Page 1 of 1

Surrogate id generation - multiple inst jobs at same time.

Posted: Sun Jul 29, 2007 9:49 am
by videsh77
We are using DB2 database has dpf (dynamically partitioned feature) enabled. Our Px job say JobA has multiple invocation enabled.

For an incoming record if surrogate id is created based on if previously generated. In the next stage this id generated gets stored into the database.

When job is called at same time 2 or more instances, all its instances create same surrogate id. When these jobs attempts to hit the database at the same time we face warnings in the log attempt to insert duplicate ids.

We could not find any isolation level settings with DB2 EE stage. As well we attempted to use DB2 API with isolation level setting as Repeatable Reads, still it did not work as expected.

I am sure DataStage must have solution to address such issues. Can someone please enlighten me, the steps or approach how we can achieve this?

Posted: Sun Jul 29, 2007 2:12 pm
by ray.wurlod
While we think about this, can you please put yourself in the position of DataStage - doing simultaneous inserts from multiple processes all of which have to generate unique values of the same column. How would you do it? Essentially that's the same way that DataStage would have to do it.

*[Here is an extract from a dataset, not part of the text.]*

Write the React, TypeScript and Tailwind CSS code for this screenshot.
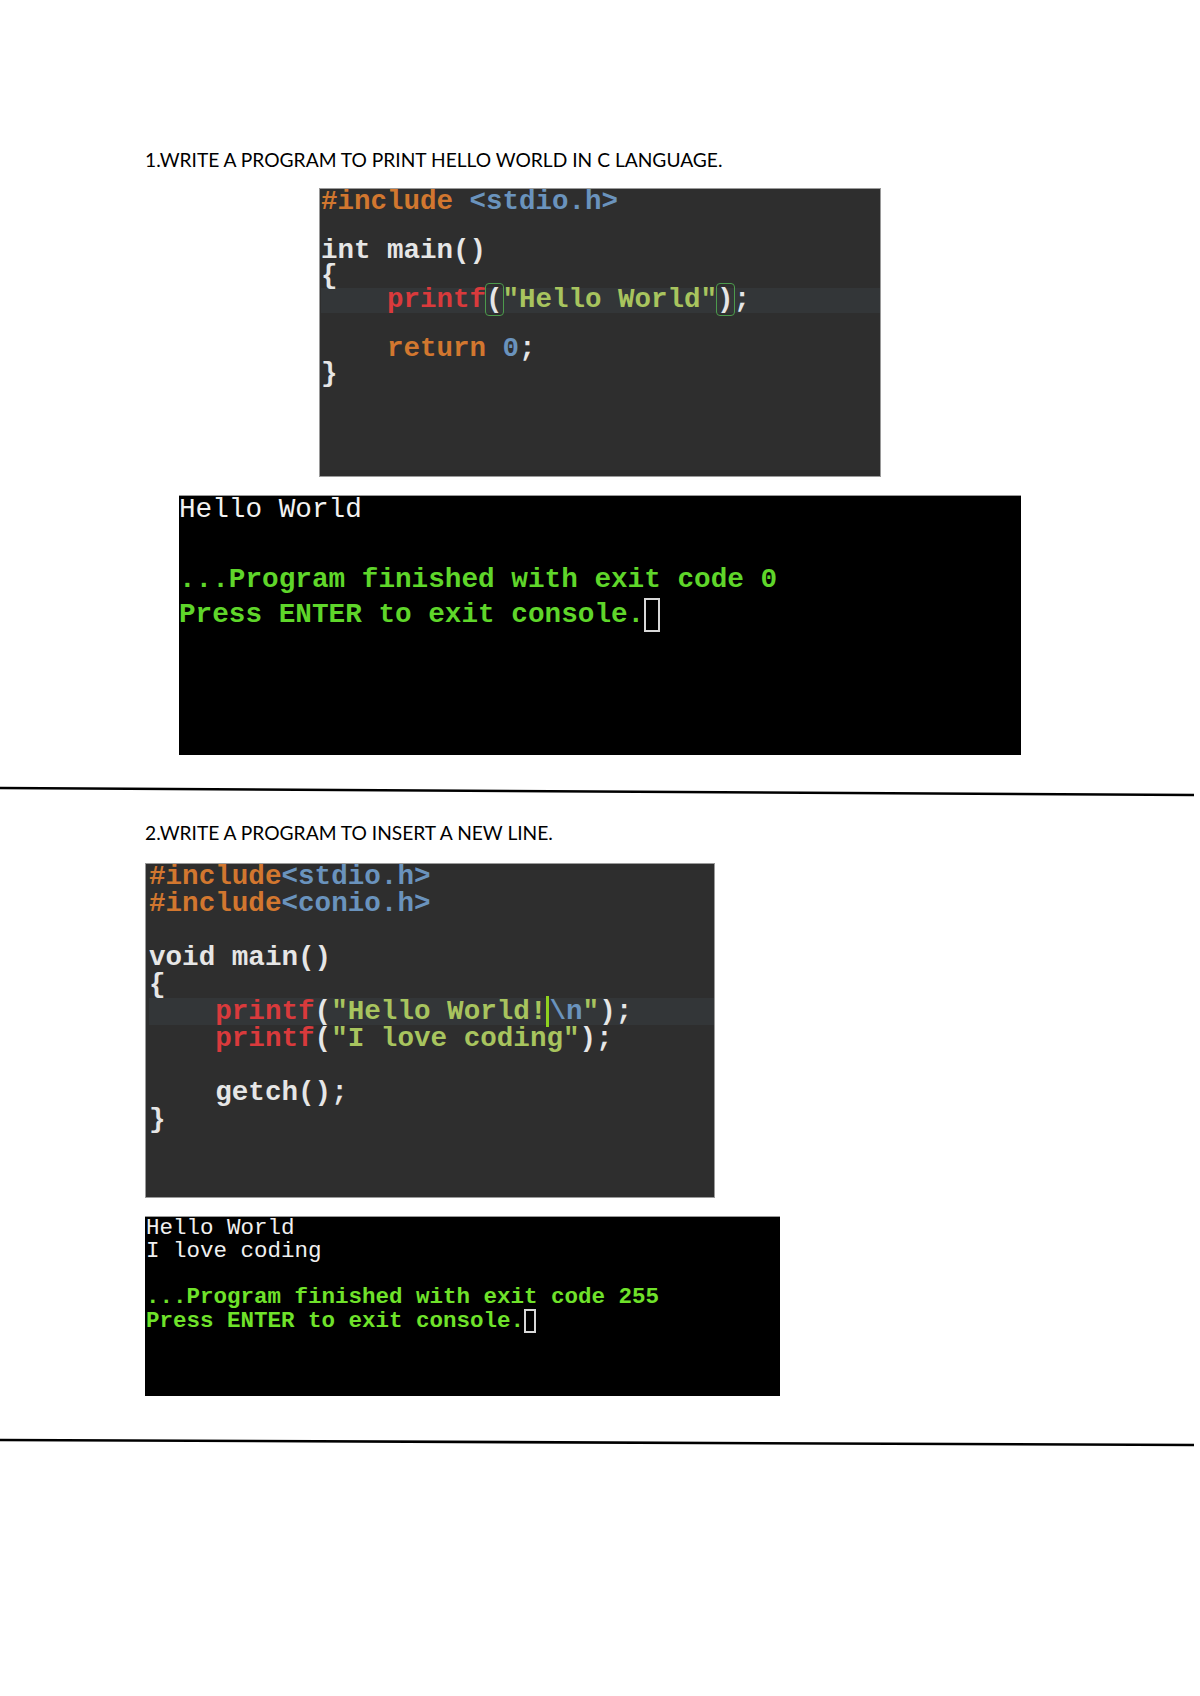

Posted: Sun Jul 29, 2007 2:52 pm
by videsh77
When we perform 'select nextval...' on the DB2 table for particular column, we need to have DB2 table locked, which we can mention in Open command. So no other process should get max id until this recently generated id is inserted. Once this record is inserted via next DB2 EE stage then in the close command of the EE stage we should unlock the table, letting other waiting resources to carry out same operation.

Let me know, If my approach could be correct.

Posted: Sun Jul 29, 2007 5:52 pm
by fridge
not sure if this is of use , but watch out for doing a sparse lookup using the db2 enterprise stage (I presume this is how u are doing the next val on the db2 sequence)

We found out that if u pump the same lookup values down the lookup stage (i.e. ones used in where a=orchastrate.value) the lookup uses the same value obtained on previous lookup (the assumption being that as the predicate is the same then the returned value will be also)

Did raise this with IBM but that suggest is not a bug , but suggested documentation should be change to highlight this feature

Posted: Sun Jul 29, 2007 9:31 pm
by ray.wurlod
You can use .nextval in user-defined insert SQL (which is what I think you may also be asking) but the same single-threading will apply, which somewhat counteracts your use of multi-instance jobs - or even parallel jobs, for that matter

Posted: Mon Jul 30, 2007 12:13 am
by chulett
There's a difference between selecting a 'max id' from a table (which the OP shows as 'select nextval') and the use of 'dot nextval' in user-defined sql. Unless it works totally differently from its counterpart in Oracle, there are no single threaded issues with the latter. :?